If either (1.10) or (1.11) holds, then any admissible solution u of (1.16) admits the a priori bound

$$ \sup_{M} u \leq c_{0}. $$
(3.11)

Lemma 3.3

If u is admissible such that \(\operatorname{tr} T[u] \geq0\) and \(|u|_{C^{0}(M)} \leq\mu\), then

$$ \sup_{\partial M} \nabla_{\nu}u \leq c_{1} (\mu), $$
(3.12)

where ν is the interior unit normal to ∂M.
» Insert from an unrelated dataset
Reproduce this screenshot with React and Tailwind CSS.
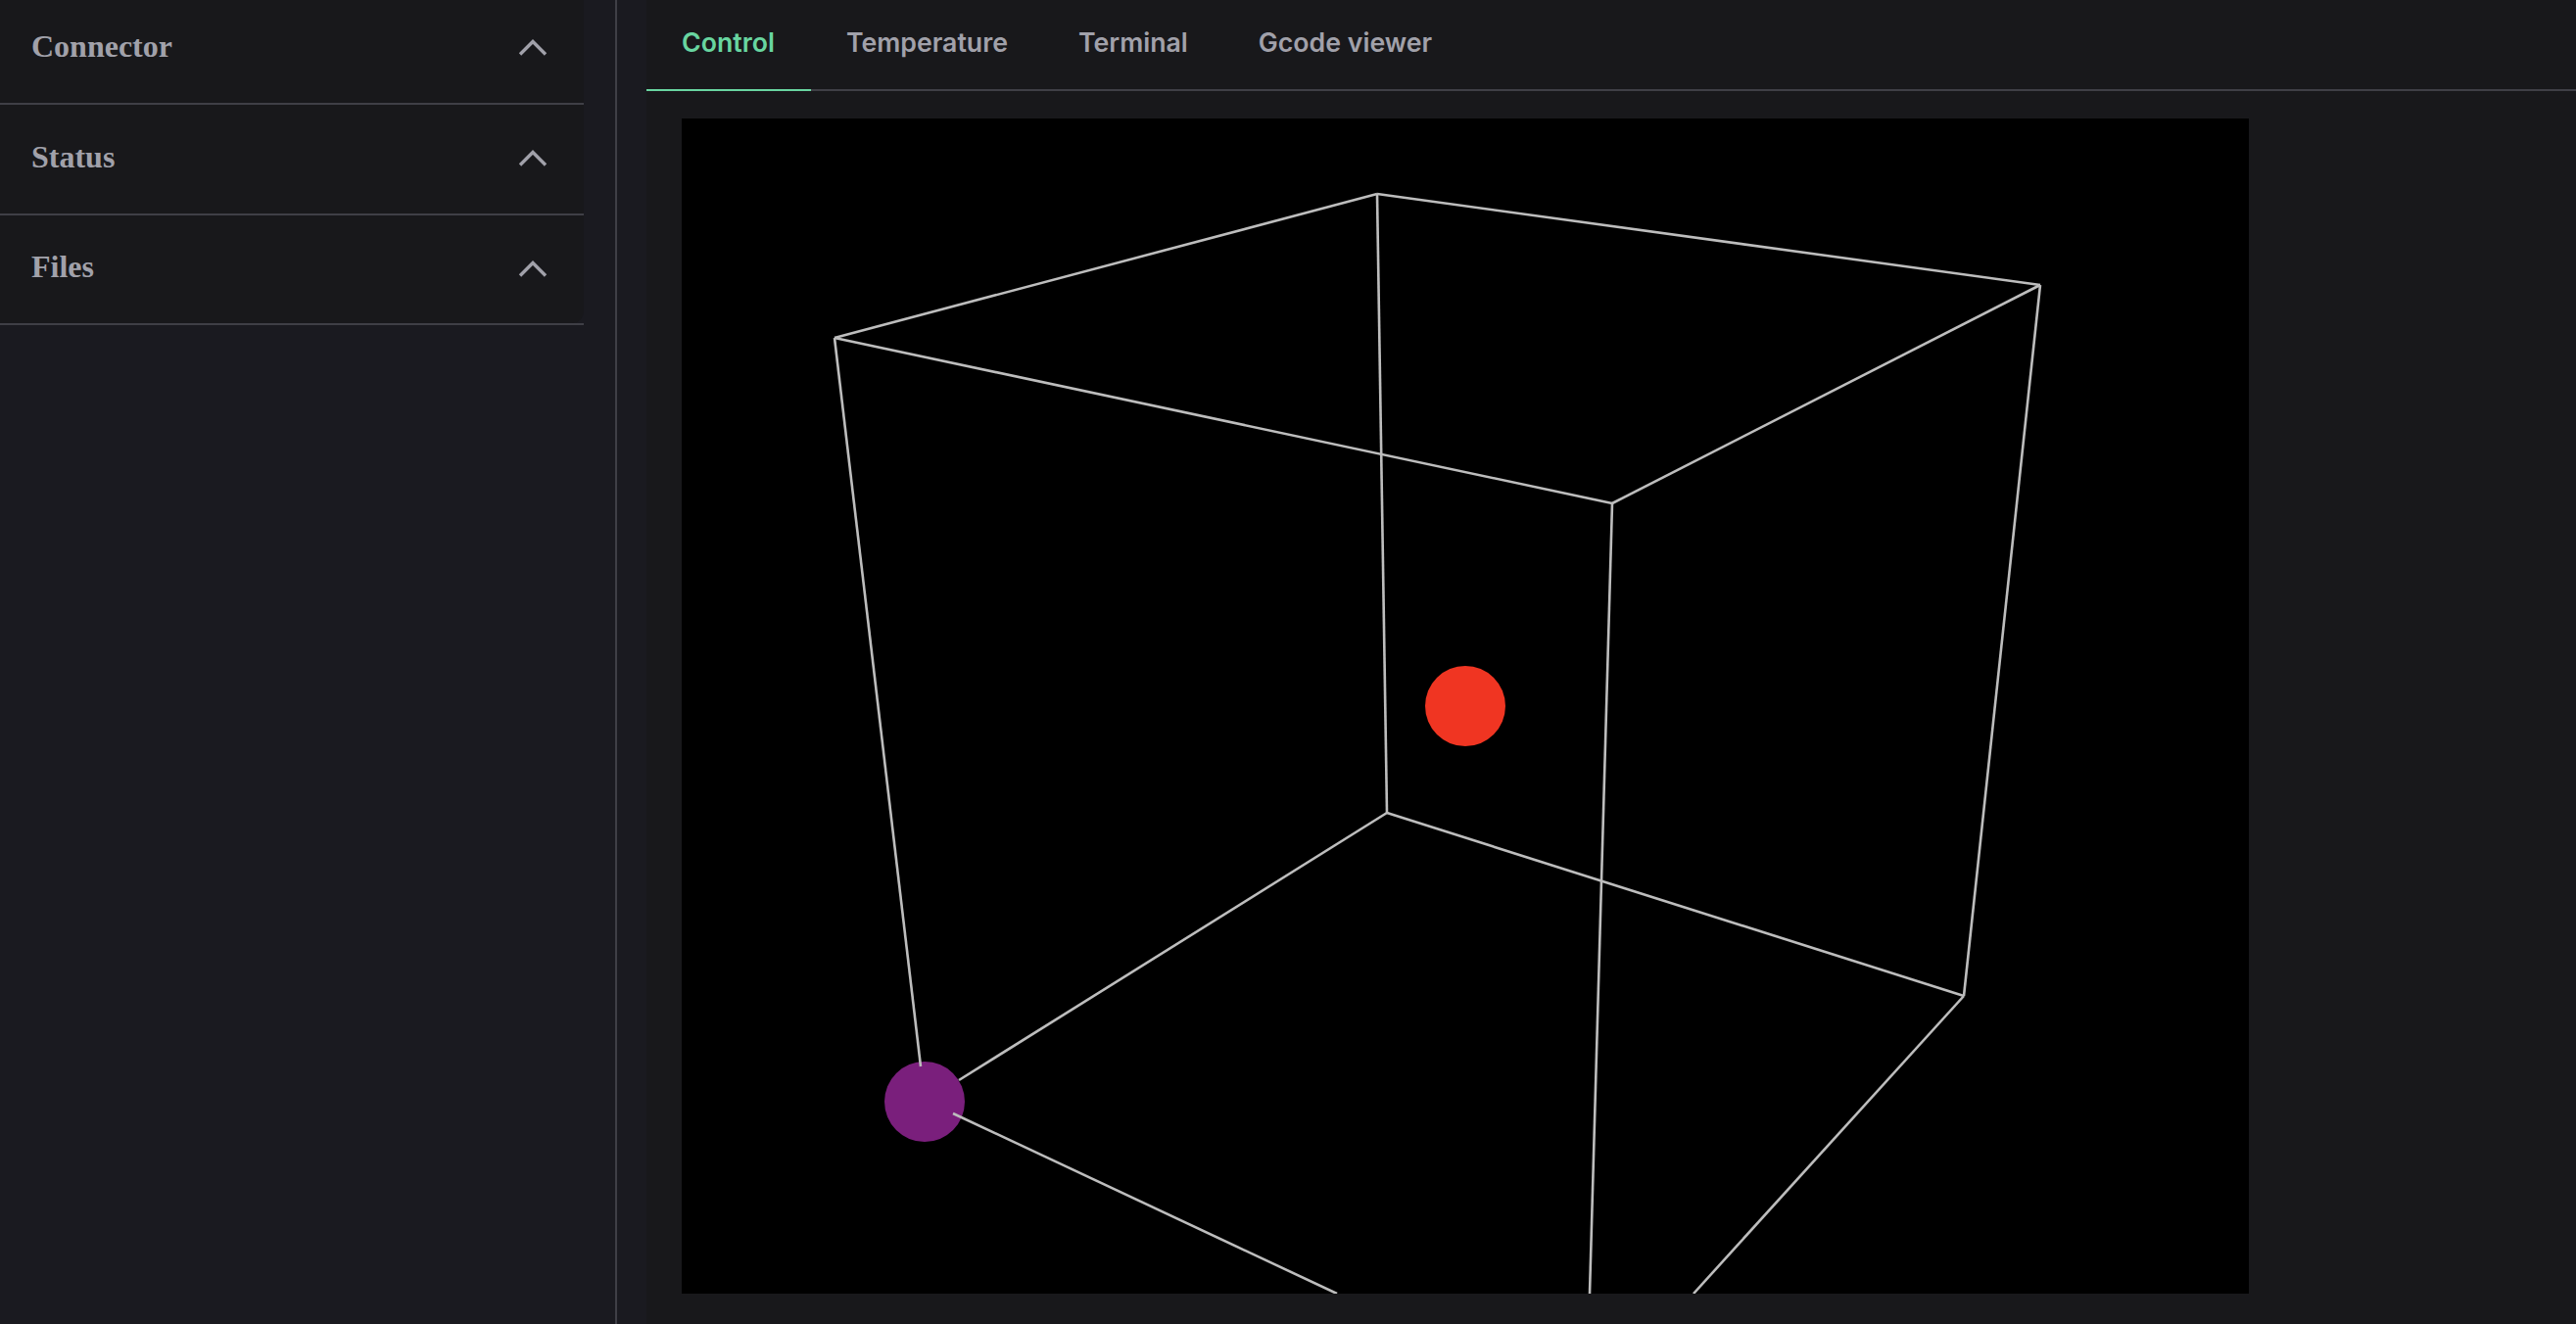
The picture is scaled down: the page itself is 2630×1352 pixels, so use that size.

Now with the above two lemmas and the fact \(\nabla_{\nu}u \geq\nabla _{\nu}\underline{u}\) on ∂M when \(u \in\mathscr{U}\), we then have the following.

Theorem 3.4

Suppose that (1.5)(1.8), and either (1.10) or (1.11) hold. Then, for \(u \in\mathscr{U}\), (1.19) holds.

Therefore, the uniform estimates (1.19) ensure that there exist a subsequence \(\{u_{\varepsilon_{k}}\}\) of \(\{u_{\varepsilon}\}\) and a function \(u \in C^{1,1} (\bar{M})\) such that \(u_{\varepsilon_{k}} \rightarrow u\) in M as \(\varepsilon_{k} \rightarrow0\). It is easy to verify that u satisfies (1.3) and (1.4) and \(u \in C^{3, \alpha} (E)\) for any \(\alpha\in(0, 1)\). Consequently, Theorem 1.1 is established.